Exercise task: Write every line out verbatim and omit the pictures.

Given information:
————

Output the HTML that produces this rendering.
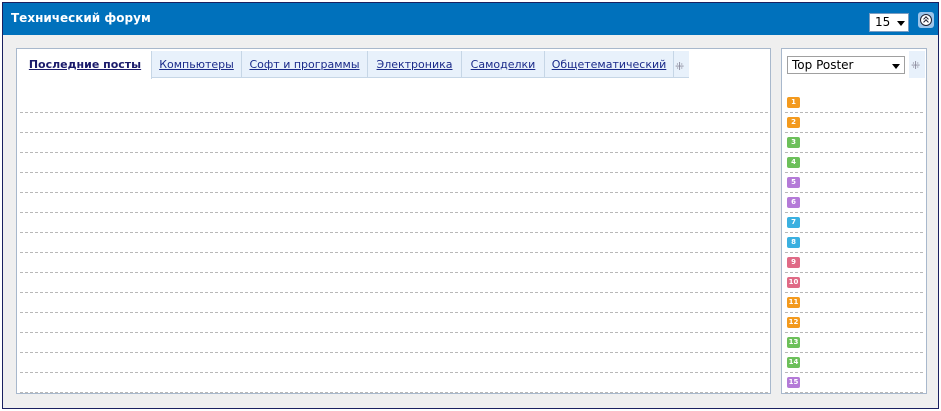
<!DOCTYPE html>
<html><head><meta charset="utf-8"><style>
*{margin:0;padding:0;box-sizing:border-box}
body{width:941px;height:411px;background:#fff;font-family:"DejaVu Sans","Liberation Sans",sans-serif;position:relative;overflow:hidden}
.outer{position:absolute;left:2px;top:2px;width:937px;height:407px;border:1px solid #1a2060;background:#efefef}
.hdr{position:absolute;left:0;top:0;width:935px;height:32px;background:#0071bc;color:#fff;font-weight:bold;font-size:12px;line-height:31px;padding-left:8px}
.sel{position:absolute;left:866px;top:10px;width:40px;height:19px;background:#fff;border:1px solid #7a9cc0;font-size:12px;color:#000;line-height:17px;padding-left:5px;font-weight:normal}
.arr{position:absolute;width:0;height:0;border-left:4px solid transparent;border-right:4px solid transparent;border-top:5px solid #000}
.up{position:absolute;left:915px;top:9px;width:16px;height:16px;background:#9cc4ea;border-radius:3px}
.up span{position:absolute;left:2px;top:2px;width:12px;height:12px;border-radius:50%;background:#fff;border:1px solid #223}
.up i{position:absolute;left:3px;width:4px;height:4px;border-left:1.5px solid #223;border-top:1.5px solid #223;transform:rotate(45deg)}
.pl{position:absolute;left:16px;top:48px;width:755px;height:346px;border:1px solid #a8b8cc;background:#fff}
.pr{position:absolute;left:781px;top:48px;width:146px;height:346px;border:1px solid #a8b8cc;background:#fff}
.tabs{position:absolute;left:2px;top:2px;width:670px;height:27px;background:#e8f1fb;border-bottom:1px solid #c6d6e6}
.tab{position:absolute;top:0;height:27px;border-right:1px solid #c6d6e6;font-size:11px;color:#1a2a8a;text-decoration:underline;line-height:27px;text-align:center;white-space:nowrap}
.act{background:#fff;font-weight:bold;color:#1a1a6a;height:28px}
.dl{position:absolute;height:0;border-top:1px dashed #b8b8b8}
.b{position:absolute;left:5px;width:13px;height:11px;border-radius:2px;color:#fff;font-size:7px;line-height:11px;text-align:center;font-weight:bold}
.spin{position:absolute;font-size:11px;color:#889}
</style></head><body>
<div class="outer">
<div class="hdr">Технический форум
<div class="sel">15<div class="arr" style="left:27px;top:7px"></div></div>
<div class="up"><span><i style="top:2px"></i><i style="top:5px"></i></span></div>
</div>
</div>
<div class="pl">
<div class="tabs">
<div class="tab act" style="left:0;width:133px">Последние посты</div>
<div class="tab" style="left:133px;width:90px">Компьютеры</div>
<div class="tab" style="left:223px;width:126px">Софт и программы</div>
<div class="tab" style="left:349px;width:94px">Электроника</div>
<div class="tab" style="left:443px;width:83px">Самоделки</div>
<div class="tab" style="left:526px;width:129px">Общетематический</div>
<div class="spin" style="left:656px;top:9px">⁜</div>
</div>
<div id="ll"></div>
</div>
<div class="pr">
<div style="position:absolute;left:5px;top:7px;width:118px;height:18px;border:1px solid #a0a0a0;font-size:12px;line-height:16px;padding-left:4px">Top Poster<div class="arr" style="left:104px;top:7px"></div></div>
<div style="position:absolute;left:127px;top:2px;width:16px;height:27px;background:#e8f1fb"></div>
<div class="spin" style="left:129px;top:10px">⁜</div>
<div id="rl"></div>
</div>
<script>
var l='',r='',c=['#f39a1e','#f39a1e','#6cc05a','#6cc05a','#b47ad8','#b47ad8','#3ab0e0','#3ab0e0','#e06a86','#e06a86','#f39a1e','#f39a1e','#6cc05a','#6cc05a','#b47ad8'];
for(var i=0;i<15;i++){var y=63+i*20;l+='<div class="dl" style="left:3px;width:748px;top:'+y+'px"></div>';r+='<div class="dl" style="left:3px;width:138px;top:'+y+'px"></div><div class="b" style="top:'+(48+i*20)+'px;background:'+c[i]+'">'+(i+1)+'</div>';}
document.getElementById('ll').innerHTML=l;document.getElementById('rl').innerHTML=r;
</script>
</body></html>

————

Full response:
Output the HTML that produces this rendering.
<!DOCTYPE html>
<html><head><meta charset="utf-8"><style>
*{margin:0;padding:0;box-sizing:border-box}
body{width:941px;height:411px;background:#fff;font-family:"DejaVu Sans","Liberation Sans",sans-serif;position:relative;overflow:hidden}
.outer{position:absolute;left:2px;top:2px;width:937px;height:407px;border:1px solid #1a2060;background:#efefef}
.hdr{position:absolute;left:0;top:0;width:935px;height:32px;background:#0071bc;color:#fff;font-weight:bold;font-size:12px;line-height:31px;padding-left:8px}
.sel{position:absolute;left:866px;top:10px;width:40px;height:19px;background:#fff;border:1px solid #7a9cc0;font-size:12px;color:#000;line-height:17px;padding-left:5px;font-weight:normal}
.arr{position:absolute;width:0;height:0;border-left:4px solid transparent;border-right:4px solid transparent;border-top:5px solid #000}
.up{position:absolute;left:915px;top:9px;width:16px;height:16px;background:#9cc4ea;border-radius:3px}
.up span{position:absolute;left:2px;top:2px;width:12px;height:12px;border-radius:50%;background:#fff;border:1px solid #223}
.up i{position:absolute;left:3px;width:4px;height:4px;border-left:1.5px solid #223;border-top:1.5px solid #223;transform:rotate(45deg)}
.pl{position:absolute;left:16px;top:48px;width:755px;height:346px;border:1px solid #a8b8cc;background:#fff}
.pr{position:absolute;left:781px;top:48px;width:146px;height:346px;border:1px solid #a8b8cc;background:#fff}
.tabs{position:absolute;left:2px;top:2px;width:670px;height:27px;background:#e8f1fb;border-bottom:1px solid #c6d6e6}
.tab{position:absolute;top:0;height:27px;border-right:1px solid #c6d6e6;font-size:11px;color:#1a2a8a;text-decoration:underline;line-height:27px;text-align:center;white-space:nowrap}
.act{background:#fff;font-weight:bold;color:#1a1a6a;height:28px}
.dl{position:absolute;height:0;border-top:1px dashed #b8b8b8}
.b{position:absolute;left:5px;width:13px;height:11px;border-radius:2px;color:#fff;font-size:7px;line-height:11px;text-align:center;font-weight:bold}
.spin{position:absolute;font-size:11px;color:#889}
</style></head><body>
<div class="outer">
<div class="hdr">Технический форум
<div class="sel">15<div class="arr" style="left:27px;top:7px"></div></div>
<div class="up"><span><i style="top:2px"></i><i style="top:5px"></i></span></div>
</div>
</div>
<div class="pl">
<div class="tabs">
<div class="tab act" style="left:0;width:133px">Последние посты</div>
<div class="tab" style="left:133px;width:90px">Компьютеры</div>
<div class="tab" style="left:223px;width:126px">Софт и программы</div>
<div class="tab" style="left:349px;width:94px">Электроника</div>
<div class="tab" style="left:443px;width:83px">Самоделки</div>
<div class="tab" style="left:526px;width:129px">Общетематический</div>
<div class="spin" style="left:656px;top:9px">⁜</div>
</div>
<div id="ll"></div>
</div>
<div class="pr">
<div style="position:absolute;left:5px;top:7px;width:118px;height:18px;border:1px solid #a0a0a0;font-size:12px;line-height:16px;padding-left:4px">Top Poster<div class="arr" style="left:104px;top:7px"></div></div>
<div style="position:absolute;left:127px;top:2px;width:16px;height:27px;background:#e8f1fb"></div>
<div class="spin" style="left:129px;top:10px">⁜</div>
<div id="rl"></div>
</div>
<script>
var l='',r='',c=['#f39a1e','#f39a1e','#6cc05a','#6cc05a','#b47ad8','#b47ad8','#3ab0e0','#3ab0e0','#e06a86','#e06a86','#f39a1e','#f39a1e','#6cc05a','#6cc05a','#b47ad8'];
for(var i=0;i<15;i++){var y=63+i*20;l+='<div class="dl" style="left:3px;width:748px;top:'+y+'px"></div>';r+='<div class="dl" style="left:3px;width:138px;top:'+y+'px"></div><div class="b" style="top:'+(48+i*20)+'px;background:'+c[i]+'">'+(i+1)+'</div>';}
document.getElementById('ll').innerHTML=l;document.getElementById('rl').innerHTML=r;
</script>
</body></html>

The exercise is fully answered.